▶ Exercise objective: Report how many lines below contain the word "this", and give only that number.

Web page code records

* BEGIN *

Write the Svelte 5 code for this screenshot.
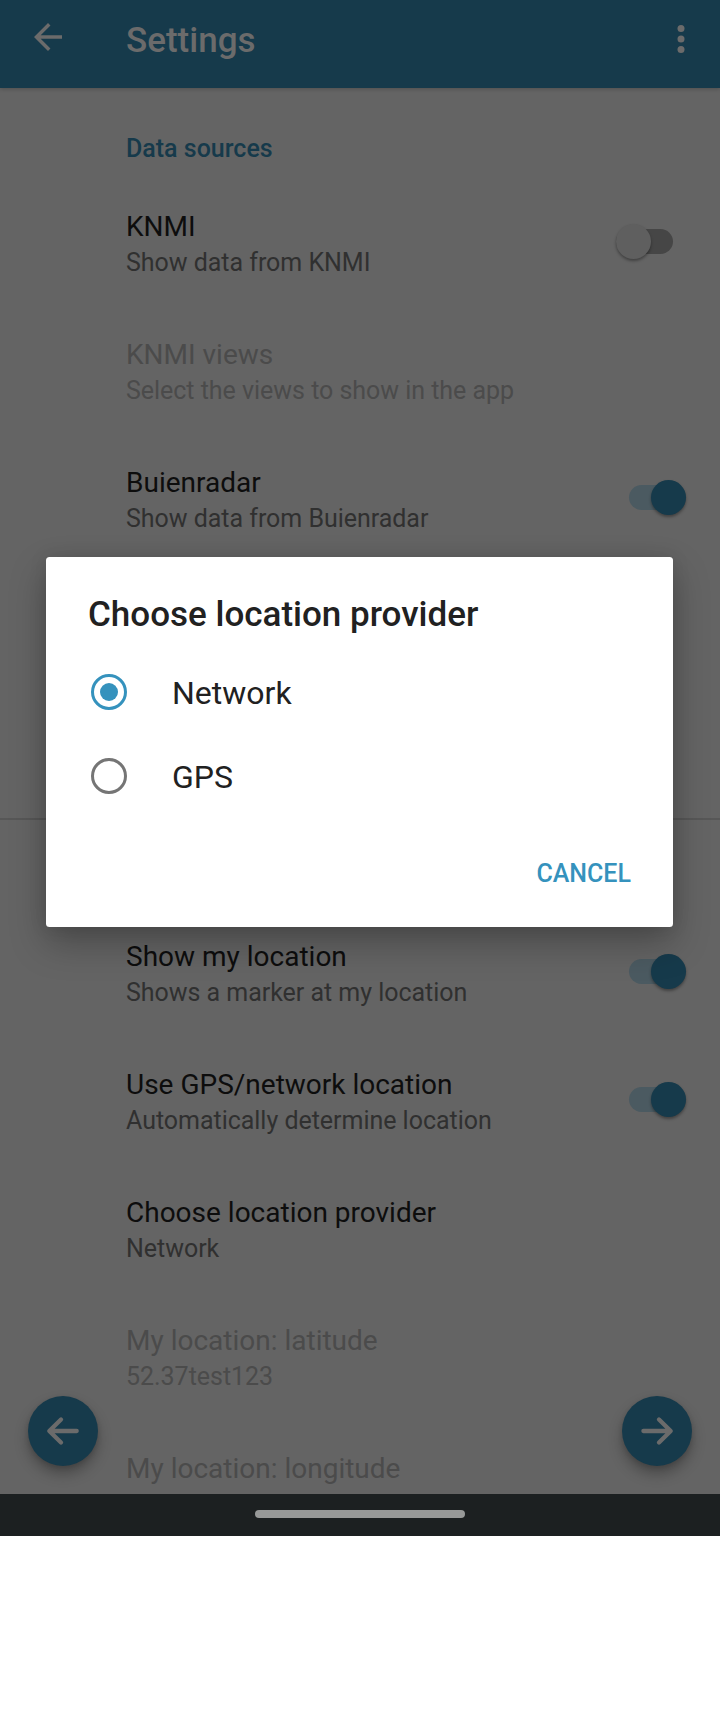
<script>
  const sources = [
    { title: 'KNMI', summary: 'Show data from KNMI', toggle: 'off' },
    { title: 'KNMI views', summary: 'Select the views to show in the app', disabled: true },
    { title: 'Buienradar', summary: 'Show data from Buienradar', toggle: 'on' }
  ];
  const location = [
    { title: 'Show my location', summary: 'Shows a marker at my location', toggle: 'on' },
    { title: 'Use GPS/network location', summary: 'Automatically determine location', toggle: 'on' },
    { title: 'Choose location provider', summary: 'Network' },
    { title: 'My location: latitude', summary: '52.37test123', disabled: true },
    { title: 'My location: longitude', summary: '', disabled: true }
  ];
  const providers = ['Network', 'GPS'];
  let selected = $state('Network');
</script>

{#snippet row(item)}
  <div class="row" class:disabled={item.disabled}>
    <div class="copy">
      <div class="title">{item.title}</div>
      <div class="summary">{item.summary}</div>
    </div>
    {#if item.toggle}
      <div class="switch {item.toggle}"><span class="thumb"></span></div>
    {/if}
  </div>
{/snippet}

<div class="screen">
  <header>
    <svg class="back" width="42" height="42" viewBox="0 0 24 24"><path fill="#6b6b6b" d="M20 11H7.83l5.59-5.59L12 4l-8 8 8 8 1.41-1.41L7.83 13H20v-2z" /></svg>
    <h1>Settings</h1>
    <svg class="more" width="42" height="42" viewBox="0 0 24 24" fill="#6b6b6b"><circle cx="12" cy="6" r="2" /><circle cx="12" cy="12" r="2" /><circle cx="12" cy="18" r="2" /></svg>
  </header>

  <main>
    <section class="first">
      <h2>Data sources</h2>
      {#each sources as item}{@render row(item)}{/each}
    </section>
    <section class="second">
      {#each location as item}{@render row(item)}{/each}
    </section>
  </main>

  <button class="fab prev" aria-label="Previous">
    <svg width="42" height="42" viewBox="0 0 42 42"><path d="M34.7 21H8M19 9.5 7.3 21 19 32.5" /></svg>
  </button>
  <button class="fab next" aria-label="Next">
    <svg width="42" height="42" viewBox="0 0 42 42"><path d="M7.4 21H34M23 9.5 34.7 21 23 32.5" /></svg>
  </button>

  <div class="dialog" role="dialog">
    <h3>Choose location provider</h3>
    <div class="options">
      {#each providers as name}
        <button class="option" class:checked={selected === name} onclick={() => (selected = name)}>
          <span class="radio"></span><span class="label">{name}</span>
        </button>
      {/each}
    </div>
    <div class="actions"><button>CANCEL</button></div>
  </div>

  <nav><span></span></nav>
</div>

<style>
  :global(body) { background: #fff; }
  .screen {
    position: relative;
    display: flex;
    flex-direction: column;
    width: 720px;
    height: 1536px;
    overflow: hidden;
    background: #646464;
    font-family: Roboto, sans-serif;
  }
  h1, h2, h3 { margin: 0; font-weight: 500; }
  button { border: 0; padding: 0; background: none; font-family: inherit; }
  svg { display: block; }
  header {
    display: flex;
    flex: none;
    align-items: flex-start;
    box-sizing: border-box;
    height: 88px;
    padding: 0 18px 0 27px;
    background: #163a4b;
    box-shadow: 0 1px 4px rgba(0, 0, 0, .22);
    z-index: 1;
  }
  .back { margin-top: 16px; }
  h1 { flex: 1; margin: 20px 0 0 57px; font-size: 35px; line-height: 41px; color: #6b6b6b; }
  .more { margin-top: 18px; }
  main { flex: 1; overflow: hidden; }
  .first { box-sizing: border-box; height: 732px; border-bottom: 2px solid #575757; }
  .second { padding-top: 88px; }
  h2 {
    box-sizing: border-box;
    height: 90px;
    padding: 43px 0 0 126px;
    font-size: 25px;
    line-height: 35px;
    color: #163a4b;
  }
  .row {
    display: flex;
    justify-content: space-between;
    align-items: center;
    box-sizing: border-box;
    height: 128px;
    padding: 0 34px 0 126px;
    color: #0d0d0d;
  }
  .copy { height: 68px; white-space: nowrap; }
  .title { font-size: 28px; line-height: 37px; }
  .summary { font-size: 25px; line-height: 35px; letter-spacing: -.03px; color: #303030; }
  .disabled, .disabled .summary { color: #4b4b4b; }
  .switch { display: flex; align-items: center; width: 57px; height: 25px; margin-bottom: 1px; border-radius: 13px; }
  .thumb { flex: none; width: 35px; height: 35px; border-radius: 50%; box-shadow: 0 2px 3px rgba(0, 0, 0, .35); }
  .on { justify-content: flex-end; background: #4b5a61; }
  .on .thumb { background: #163a4b; }
  .off { justify-content: flex-start; margin-right: 13px; background: #464646; }
  .off .thumb { background: #5f5f5f; }
  .fab {
    position: absolute;
    top: 1396px;
    display: grid;
    place-items: center;
    width: 70px;
    height: 70px;
    border-radius: 50%;
    background: #163a4b;
    box-shadow: 0 8px 14px rgba(0, 0, 0, .28), 0 2px 5px rgba(0, 0, 0, .12);
  }
  .fab path { fill: none; stroke: #6b6b6b; stroke-width: 4.3; stroke-linecap: round; stroke-linejoin: round; }
  .prev { left: 28px; }
  .next { left: 622px; }
  .dialog {
    position: absolute;
    z-index: 2;
    left: 46px;
    top: 557px;
    box-sizing: border-box;
    width: 627px;
    height: 370px;
    padding: 37px 42px 0;
    border-radius: 3.5px;
    background: #fff;
    color: #212121;
    box-shadow: 0 16px 36px rgba(0, 0, 0, .27), 0 0 18px rgba(0, 0, 0, .1);
  }
  h3 { font-size: 35px; line-height: 41px; }
  .options { margin-top: 15px; }
  .option { display: flex; align-items: center; width: 100%; height: 84px; gap: 45px; padding-left: 3px; font-size: 32px; color: #212121; }
  .label { padding-top: 2px; }
  .radio { display: grid; place-items: center; box-sizing: border-box; width: 36px; height: 36px; border: 3.5px solid #757575; border-radius: 50%; }
  .checked .radio { border-color: #3592bd; }
  .checked .radio::after { content: ''; width: 18px; height: 18px; border-radius: 50%; background: #3592bd; }
  .actions { display: flex; justify-content: flex-end; margin-top: 41px; }
  .actions button { font-size: 25px; line-height: 29px; font-weight: 500; color: #3592bd; }
  nav { display: flex; justify-content: center; align-items: flex-start; flex: none; box-sizing: border-box; height: 42px; padding-top: 16px; background: #1c2021; z-index: 1; }
  nav span { width: 210px; height: 8px; border-radius: 4px; background: #979998; }
</style>
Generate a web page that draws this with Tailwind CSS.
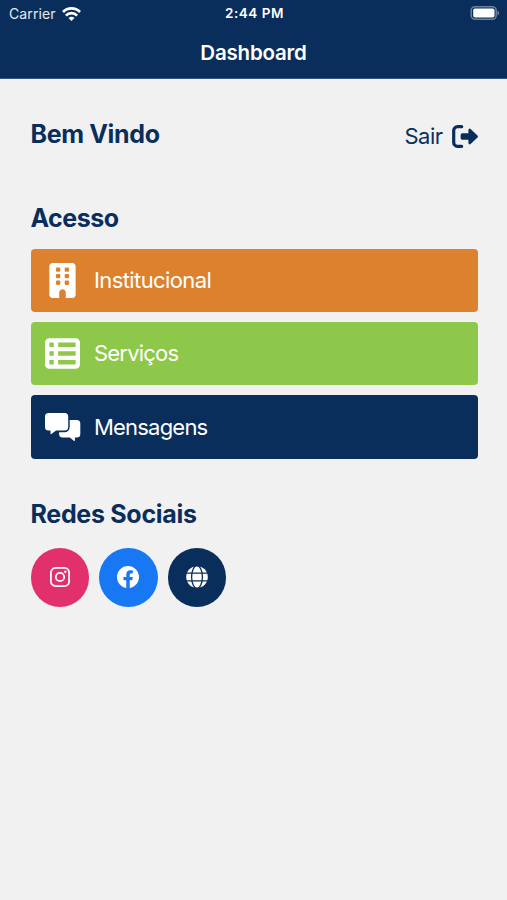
<!DOCTYPE html>
<html lang="pt-BR">
<head>
    <meta charset="UTF-8">
    <meta name="viewport" content="width=device-width, initial-scale=1.0">
    <title>Dashboard</title>
    <script src="https://cdn.jsdelivr.net/npm/@tailwindcss/browser@4"></script>
</head>
<body class="min-h-screen bg-[#f1f1f1] font-['Inter','Liberation_Sans',sans-serif] text-[#0a2e5c]">
    <!-- Header -->
    <header class="h-[79px] border-b border-[#345681] bg-[#0a2e5c] text-white">
        <div class="grid h-[27px] grid-cols-3 items-center pl-[9px] pr-[7px]">
            <div class="flex items-center gap-[6px]">
                <span class="text-[14px] leading-none tracking-[0.1px] text-white/90">Carrier</span>
                <svg class="h-[14px] w-[19px]" viewBox="0 0 19 14" fill="none" stroke="white" stroke-width="2.7">
                    <path d="M1 5a12 12 0 0 1 17 0" />
                    <path d="M3.900 8.600a7.700 7.700 0 0 1 11.200 0" />
                    <path d="M9.500 13.900 6.500 10.900a4.200 4.200 0 0 1 6 0z" fill="white" stroke="none" />
                </svg>
            </div>
            <span class="text-center text-[13.500px] font-semibold leading-none tracking-[0.500px]">2:44 PM</span>
            <svg class="h-[15px] w-[30px] justify-self-end" viewBox="0 0 30 15">
                <rect x="1.200" y="0.700" width="25" height="12.600" rx="3.800" fill="none" stroke="white" stroke-opacity=".4" stroke-width="1.500" />
                <rect x="3.200" y="2.500" width="21.300" height="9" rx="1.800" fill="white" />
                <path d="M27.500 4.700c2 .8 2 3.800 0 4.600z" fill="white" fill-opacity=".45" />
            </svg>
        </div>
        <h1 class="pt-[13px] text-center text-[20.500px] font-semibold leading-[25px] tracking-[-0.200px]">Dashboard</h1>
    </header>

    <main class="pl-[30.500px] pr-[29.500px]">
        <!-- Welcome -->
        <div class="flex items-start justify-between pt-[39px]">
            <h2 class="text-[25px] font-bold leading-[32px] tracking-[-0.350px]">Bem Vindo</h2>
            <a href="#" class="flex items-center gap-[9px] pt-[2px]">
                <span class="text-[22px] leading-[32px] tracking-[-0.500px]">Sair</span>
                <svg class="h-[23px] w-[26px]" viewBox="0 0 26 23" fill="currentColor">
                    <path d="M9.700 1.700H5.500a3.800 3.800 0 0 0-3.800 3.800v12a3.800 3.800 0 0 0 3.800 3.800h4.200" fill="none" stroke="currentColor" stroke-width="3.200" stroke-linecap="round" />
                    <path d="M25.500 10.600 18.600 4a1.300 1.300 0 0 0-2.200.9v3.400h-6.100a1.700 1.700 0 0 0-1.700 1.700v3a1.700 1.700 0 0 0 1.700 1.700h6.100v3.400a1.300 1.300 0 0 0 2.200.9l6.900-6.600a1.300 1.300 0 0 0 0-1.800z" />
                </svg>
            </a>
        </div>

        <!-- Access -->
        <h2 class="mt-[50px] text-[25px] font-bold leading-[32px] tracking-[-0.500px]">Acesso</h2>
        <div class="mt-[14.700px] flex flex-col gap-[10px] text-[22px] text-white">
            <a href="#" class="flex h-[63.400px] items-center rounded-[4px] bg-[#dc822f] pl-[14px]">
                <svg class="h-[35px] w-[35px]" viewBox="-64 0 512 512" fill="white">
                    <path fill-rule="evenodd" d="M48 0C21.500 0 0 21.500 0 48v416c0 26.500 21.500 48 48 48h96v-80c0-26.500 21.500-48 48-48s48 21.500 48 48v80h96c26.500 0 48-21.500 48-48V48c0-26.500-21.500-48-48-48H48zM112 64h32a16 16 0 0 1 16 16v32a16 16 0 0 1-16 16h-32a16 16 0 0 1-16-16V80a16 16 0 0 1 16-16zM240 64h32a16 16 0 0 1 16 16v32a16 16 0 0 1-16 16h-32a16 16 0 0 1-16-16V80a16 16 0 0 1 16-16zM112 160h32a16 16 0 0 1 16 16v32a16 16 0 0 1-16 16h-32a16 16 0 0 1-16-16v-32a16 16 0 0 1 16-16zM240 160h32a16 16 0 0 1 16 16v32a16 16 0 0 1-16 16h-32a16 16 0 0 1-16-16v-32a16 16 0 0 1 16-16zM112 256h32a16 16 0 0 1 16 16v32a16 16 0 0 1-16 16h-32a16 16 0 0 1-16-16v-32a16 16 0 0 1 16-16zM240 256h32a16 16 0 0 1 16 16v32a16 16 0 0 1-16 16h-32a16 16 0 0 1-16-16v-32a16 16 0 0 1 16-16z" />
                </svg>
                <span class="ml-[14.500px] tracking-[-0.600px]">Institucional</span>
            </a>
            <a href="#" class="flex h-[63.400px] items-center rounded-[4px] bg-[#8ec84a] pl-[14px]">
                <svg class="h-[35px] w-[35px]" viewBox="0 0 512 512" fill="white">
                    <path fill-rule="evenodd" d="M64 32h384a64 64 0 0 1 64 64v320a64 64 0 0 1-64 64H64a64 64 0 0 1-64-64V96a64 64 0 0 1 64-64zM64 96v64h64V96H64zM192 96v64h256V96H192zM64 224v64h64v-64H64zM192 224v64h256v-64H192zM64 352v64h64v-64H64zM192 352v64h256v-64H192z" />
                </svg>
                <span class="ml-[14.500px] tracking-[-0.800px]">Serviços</span>
            </a>
            <a href="#" class="flex h-[63.400px] items-center rounded-[4px] bg-[#0a2e5c] pl-[14px]">
                <svg class="h-[28px] w-[36px]" viewBox="0 0 36 28" fill="white">
                    <path d="M3.600 0h16a3.600 3.600 0 0 1 3.600 3.600v10.400a3.600 3.600 0 0 1-3.600 3.600h-8.500l-4.800 3.500a.5.5 0 0 1-.8-.4v-3.100H3.600A3.600 3.600 0 0 1 0 14V3.600A3.600 3.600 0 0 1 3.600 0z" />
                    <path d="M24.700 7h7a3.600 3.600 0 0 1 3.600 3.600v10.400a3.600 3.600 0 0 1-3.600 3.600h-1.800v2.900a.5.5 0 0 1-.8.4l-4.400-3.300h-7.100a3.600 3.600 0 0 1-3.500-3.600v-1.800h5.500a5.200 5.200 0 0 0 5.100-5.200z" />
                </svg>
                <span class="ml-[13.500px] tracking-[-0.800px]">Mensagens</span>
            </a>
        </div>

        <!-- Social networks -->
        <h2 class="mt-[38.700px] text-[25px] font-bold leading-[32px] tracking-[-0.300px]">Redes Sociais</h2>
        <div class="mt-[18.600px] flex gap-[10px]">
            <a href="#" class="flex size-[58.500px] items-center justify-center rounded-full bg-[#e1306c]">
                <svg class="size-[20px]" viewBox="0 0 20 20" fill="none" stroke="white" stroke-width="1.800">
                    <rect x="0.900" y="0.900" width="18.200" height="18.200" rx="4.700" />
                    <circle cx="10" cy="10" r="4.200" />
                    <circle cx="15.300" cy="4.700" r="1.200" fill="white" stroke="none" />
                </svg>
            </a>
            <a href="#" class="flex size-[58.500px] items-center justify-center rounded-full bg-[#1877f2]">
                <svg class="size-[22px]" viewBox="0 0 24 24" fill="white">
                    <path d="M24 12.070C24 5.400 18.630 0 12 0S0 5.400 0 12.070C0 18.100 4.390 23.100 10.130 24v-8.440H7.080v-3.490h3.050V9.410c0-3.020 1.790-4.690 4.530-4.690 1.310 0 2.680.24 2.680.24v2.970h-1.510c-1.490 0-1.960.93-1.960 1.890v2.250h3.330l-.53 3.490h-2.800V24C19.610 23.100 24 18.100 24 12.070z" />
                </svg>
            </a>
            <a href="#" class="flex size-[58.500px] items-center justify-center rounded-full bg-[#0a2e5c]">
                <svg class="size-[22px]" viewBox="0 0 22 22">
                    <circle cx="11" cy="11" r="10.800" fill="white" />
                    <g fill="none" stroke="#0a2e5c" stroke-width="1.300">
                        <ellipse cx="11" cy="11" rx="5.400" ry="11.400" />
                        <path d="M0 7.200h22M0 14.800h22" />
                    </g>
                </svg>
            </a>
        </div>
    </main>
</body>
</html>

* END *

▶ Exercise response: 2